Monday, September 24, 2007

Bipolar disorder

http://loopylou.co.uk/blogalogalog/archives/bipolar_disorder/

Believe it or not, I found this link looking for help with the Wildflower pattern. I thought that if I could find someone's blog that had done it, I could find howto do this blasted thing. Anyway...as I was scrolling down and reading, I now have insight as to what bipolar is. I wonder how many of us know of someone, work with someone or live with someone who is bipolar. I work with someone that has it. It is not the easiest thing in the world to do. It is very frustrating to say the least. The one thing I can say is that she has a good heart. she means well but, can't function like the rest of us. I will not use the word normal. What is normal anyway. How can we even begin to understand what thee people are going through if we don't have it. sure we can read books, or blogs, or listen to stories but, to fully understand it, we have to be able to put ourselves in their shoes. How can we do that?
I myself, and speaking only for myself, have been WAY too hard on her. Not speaking to her, does not make the problem go away. Talking about issues that come up does not make the problem go away. Oh sure..she's on meds and stuff but, even at that? It is not making her "normal". Ok I said it. After reading this blog, I felt like crying because of the way this girl has been treated. It is NOT HER FAULT! she did not choose to be this way. I think it is nature's way of seeing how much patience we really have. Not so much sympathy, empathy maybe.
Here we are.trying to get her fired and it's not right. She WANTS to work. When she does work, she does really well. Her attention span is that of a gnat. I always use this analogy for myself but she has me beat. She is really good person and does not do things to hurt others intentionally. Although she has in the past, I am not sure what triggered it.
I try and treat others as I would like to be treated. I don't always stop and think how my actions affect others either. Sometimes I'm sure it's very hurtful. I do so much charity work helping others, why is it easier to help the ones we don't know and are far away? I don't understand that.
I have 4 days off to think about this and to come to some kind of solution. For me. Nobody else.

Until next time...
Bunny

1 comment:

Sandie said...

How true.
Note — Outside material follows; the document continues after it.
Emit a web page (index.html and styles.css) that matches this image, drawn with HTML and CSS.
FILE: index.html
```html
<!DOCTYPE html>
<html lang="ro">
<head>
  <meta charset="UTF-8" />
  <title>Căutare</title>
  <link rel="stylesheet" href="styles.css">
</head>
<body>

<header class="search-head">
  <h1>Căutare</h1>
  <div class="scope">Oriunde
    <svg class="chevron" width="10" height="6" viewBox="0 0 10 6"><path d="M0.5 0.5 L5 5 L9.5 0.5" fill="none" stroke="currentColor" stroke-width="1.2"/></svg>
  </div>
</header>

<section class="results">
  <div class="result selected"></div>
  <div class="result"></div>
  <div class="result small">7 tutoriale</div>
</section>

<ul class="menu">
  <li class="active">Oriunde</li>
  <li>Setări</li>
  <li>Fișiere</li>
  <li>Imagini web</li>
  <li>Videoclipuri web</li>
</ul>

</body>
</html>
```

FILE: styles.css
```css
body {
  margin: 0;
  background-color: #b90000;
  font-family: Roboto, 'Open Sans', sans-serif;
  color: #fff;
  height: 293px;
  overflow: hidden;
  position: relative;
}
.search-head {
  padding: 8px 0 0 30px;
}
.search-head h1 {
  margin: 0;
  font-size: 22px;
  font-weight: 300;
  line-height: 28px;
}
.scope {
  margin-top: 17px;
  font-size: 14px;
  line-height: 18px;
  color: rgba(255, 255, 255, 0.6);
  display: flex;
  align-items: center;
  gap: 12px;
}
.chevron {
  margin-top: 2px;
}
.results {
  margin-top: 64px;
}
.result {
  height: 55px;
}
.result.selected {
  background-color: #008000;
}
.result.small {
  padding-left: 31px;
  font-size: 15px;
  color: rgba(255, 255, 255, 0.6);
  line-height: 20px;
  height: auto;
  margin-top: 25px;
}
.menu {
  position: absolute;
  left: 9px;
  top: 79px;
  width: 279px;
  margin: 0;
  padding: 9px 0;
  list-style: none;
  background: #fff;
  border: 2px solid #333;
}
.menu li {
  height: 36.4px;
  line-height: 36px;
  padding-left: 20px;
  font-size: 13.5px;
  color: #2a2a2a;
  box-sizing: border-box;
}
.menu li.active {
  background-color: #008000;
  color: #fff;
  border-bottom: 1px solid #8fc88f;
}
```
So often we just think "that person is nuts" when we have no idea what is really going on with them. I do not personally know anyone who has been diagnosed with this disorder but I do know people who seem to have extremes of ups and downs and act inexplicably at times. They are indeed hard to deal with. There are so many people in the world. Perhaps we think we don't need that person - there are plenty others who are easier to deal with. On the other hand, perhaps God put that person in our lives for a reason. We just need to figure out what it is. We are in control of our reactions and our actions. Good luck!